[Start Information shown]

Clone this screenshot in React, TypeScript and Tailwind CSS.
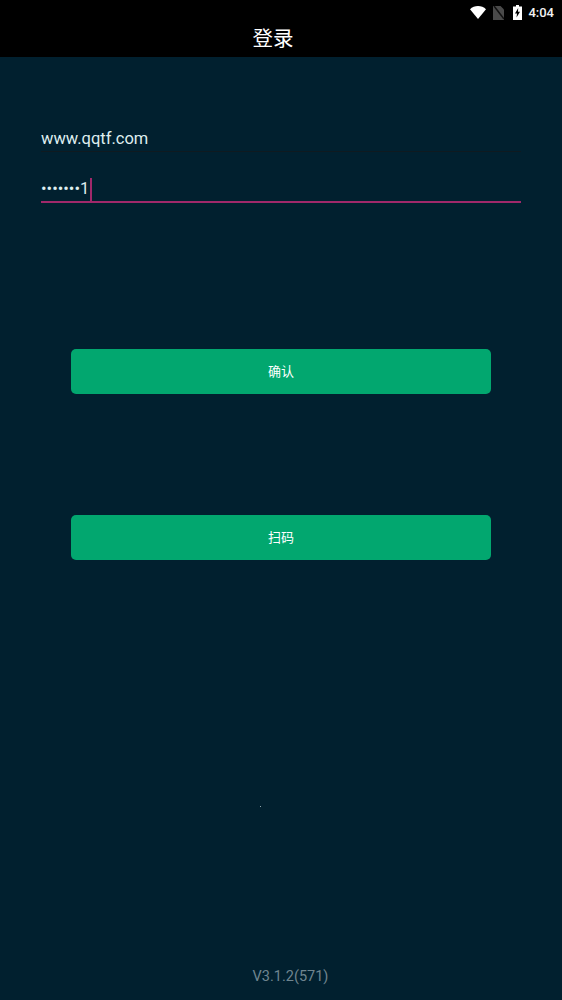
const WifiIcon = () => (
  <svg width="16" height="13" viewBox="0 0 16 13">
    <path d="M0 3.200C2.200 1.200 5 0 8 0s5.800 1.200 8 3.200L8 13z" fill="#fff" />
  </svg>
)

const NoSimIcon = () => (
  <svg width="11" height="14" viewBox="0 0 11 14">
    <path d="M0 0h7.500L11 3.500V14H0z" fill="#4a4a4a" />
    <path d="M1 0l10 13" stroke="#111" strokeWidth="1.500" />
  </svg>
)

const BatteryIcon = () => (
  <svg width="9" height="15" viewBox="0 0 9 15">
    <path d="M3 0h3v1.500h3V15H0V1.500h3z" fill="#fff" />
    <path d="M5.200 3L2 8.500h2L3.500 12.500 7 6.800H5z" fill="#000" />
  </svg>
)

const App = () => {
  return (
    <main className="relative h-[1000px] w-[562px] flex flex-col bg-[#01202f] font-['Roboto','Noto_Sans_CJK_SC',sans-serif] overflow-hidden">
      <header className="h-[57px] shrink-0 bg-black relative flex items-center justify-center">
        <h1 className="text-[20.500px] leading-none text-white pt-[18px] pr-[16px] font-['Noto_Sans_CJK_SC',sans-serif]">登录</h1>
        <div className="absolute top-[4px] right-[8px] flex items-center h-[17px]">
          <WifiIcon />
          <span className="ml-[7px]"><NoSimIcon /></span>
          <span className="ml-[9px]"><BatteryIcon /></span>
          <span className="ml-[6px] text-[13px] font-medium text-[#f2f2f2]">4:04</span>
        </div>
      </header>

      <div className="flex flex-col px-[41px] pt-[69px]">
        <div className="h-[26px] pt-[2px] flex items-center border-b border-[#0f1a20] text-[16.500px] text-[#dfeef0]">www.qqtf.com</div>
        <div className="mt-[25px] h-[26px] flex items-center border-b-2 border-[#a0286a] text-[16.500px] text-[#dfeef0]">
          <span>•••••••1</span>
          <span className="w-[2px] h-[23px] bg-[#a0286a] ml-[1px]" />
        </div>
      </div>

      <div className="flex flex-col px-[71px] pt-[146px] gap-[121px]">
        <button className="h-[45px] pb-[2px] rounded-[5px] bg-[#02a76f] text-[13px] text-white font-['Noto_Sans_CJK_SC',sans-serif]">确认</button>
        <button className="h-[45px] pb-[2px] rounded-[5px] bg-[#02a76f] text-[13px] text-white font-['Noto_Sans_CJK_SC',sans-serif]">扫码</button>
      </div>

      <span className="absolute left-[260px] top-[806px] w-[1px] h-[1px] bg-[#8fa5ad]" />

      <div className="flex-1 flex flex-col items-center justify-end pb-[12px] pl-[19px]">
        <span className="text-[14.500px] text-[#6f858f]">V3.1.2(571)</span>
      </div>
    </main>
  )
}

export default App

[End Information shown]

### Work to be completed
Images in the data above are to be skipped. Retype all other material exactly.

### Output for this task
Clone this screenshot in React, TypeScript and Tailwind CSS.
const WifiIcon = () => (
  <svg width="16" height="13" viewBox="0 0 16 13">
    <path d="M0 3.200C2.200 1.200 5 0 8 0s5.800 1.200 8 3.200L8 13z" fill="#fff" />
  </svg>
)

const NoSimIcon = () => (
  <svg width="11" height="14" viewBox="0 0 11 14">
    <path d="M0 0h7.500L11 3.500V14H0z" fill="#4a4a4a" />
    <path d="M1 0l10 13" stroke="#111" strokeWidth="1.500" />
  </svg>
)

const BatteryIcon = () => (
  <svg width="9" height="15" viewBox="0 0 9 15">
    <path d="M3 0h3v1.500h3V15H0V1.500h3z" fill="#fff" />
    <path d="M5.200 3L2 8.500h2L3.500 12.500 7 6.800H5z" fill="#000" />
  </svg>
)

const App = () => {
  return (
    <main className="relative h-[1000px] w-[562px] flex flex-col bg-[#01202f] font-['Roboto','Noto_Sans_CJK_SC',sans-serif] overflow-hidden">
      <header className="h-[57px] shrink-0 bg-black relative flex items-center justify-center">
        <h1 className="text-[20.500px] leading-none text-white pt-[18px] pr-[16px] font-['Noto_Sans_CJK_SC',sans-serif]">登录</h1>
        <div className="absolute top-[4px] right-[8px] flex items-center h-[17px]">
          <WifiIcon />
          <span className="ml-[7px]"><NoSimIcon /></span>
          <span className="ml-[9px]"><BatteryIcon /></span>
          <span className="ml-[6px] text-[13px] font-medium text-[#f2f2f2]">4:04</span>
        </div>
      </header>

      <div className="flex flex-col px-[41px] pt-[69px]">
        <div className="h-[26px] pt-[2px] flex items-center border-b border-[#0f1a20] text-[16.500px] text-[#dfeef0]">www.qqtf.com</div>
        <div className="mt-[25px] h-[26px] flex items-center border-b-2 border-[#a0286a] text-[16.500px] text-[#dfeef0]">
          <span>•••••••1</span>
          <span className="w-[2px] h-[23px] bg-[#a0286a] ml-[1px]" />
        </div>
      </div>

      <div className="flex flex-col px-[71px] pt-[146px] gap-[121px]">
        <button className="h-[45px] pb-[2px] rounded-[5px] bg-[#02a76f] text-[13px] text-white font-['Noto_Sans_CJK_SC',sans-serif]">确认</button>
        <button className="h-[45px] pb-[2px] rounded-[5px] bg-[#02a76f] text-[13px] text-white font-['Noto_Sans_CJK_SC',sans-serif]">扫码</button>
      </div>

      <span className="absolute left-[260px] top-[806px] w-[1px] h-[1px] bg-[#8fa5ad]" />

      <div className="flex-1 flex flex-col items-center justify-end pb-[12px] pl-[19px]">
        <span className="text-[14.500px] text-[#6f858f]">V3.1.2(571)</span>
      </div>
    </main>
  )
}

export default App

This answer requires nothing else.